PepsiCo (NASDAQ: PEP), a dominant global brand with vast reach across snacks and beverages, represents Elliott’s foray into operating at scale. Elliott’s multi-billion dollar stake reflects a view that operational inefficiencies and capital misallocation suppress returns. Their push includes advocating for margin enhancement, portfolio optimization, and tighter execution at the geographic level. This exemplifies Elliott’s method at the highest corporate tiers, preferring persuasion and incremental change that can yield substantial value given the company's size.
Oxford Lane Capital (NASDAQ: OXLC) is a closed-end fund investing primarily in both equity and debt tranches of collateralized loan obligations. Market participants often avoid such instruments due to their complexity, leverage, and valuation opacity. Elliott’s attraction lies in the persistent discounts to net asset value, fee structures, and capital inefficiencies that are slowly corrected. This investment is less about public attention or activism and more about exploiting mispriced structural factors and aligning incentives.
Seadrill Ltd. (NYSE: SDRL) operates offshore drilling rigs servicing global oil and gas exploration and production. Elliott’s involvement evolved through restructurings and consolidation rather than commodity speculation. Given offshore drilling’s capital intensity and cyclicality, utilization improvements can quickly enhance asset values. Here, Elliott combines balance sheet restructuring discipline with cyclical industry recovery dynamics, emphasizing asset value, scarcity, and operational leverage rather than short-term price movements.

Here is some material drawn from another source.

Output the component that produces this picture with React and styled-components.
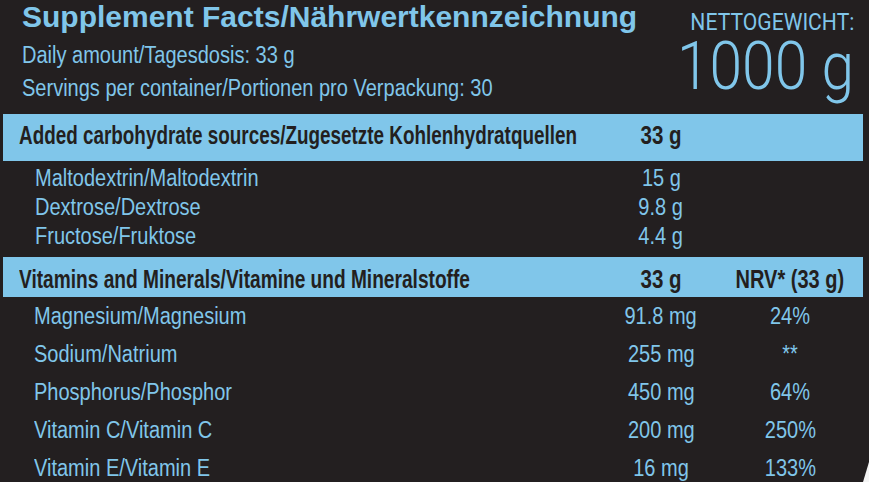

Across all these holdings—UNIT, BILL, PEP, OXLC, and SDRL—the consistent factor is Elliott’s investment where complexity, governance, or structural issues obscure value. Time acts as a catalyst compelling action, often through contractually governed events, rather than relying on market sentiment or narrative-driven rallies. This view prioritizes inevitability and enforceability over optimism.
For investors and market observers, Elliott Investment Management offers a strategic template: meticulous analysis of capital structures, recognition of pressure points, and anticipation of events that compel decisions. Mere cheapness without clear catalysts often remains unproductive. Elliott’s long-term success hinges on this disciplined, contract-focused approach that has spanned multiple decades and market cycles, providing instructive lessons for those seeking durable investment returns.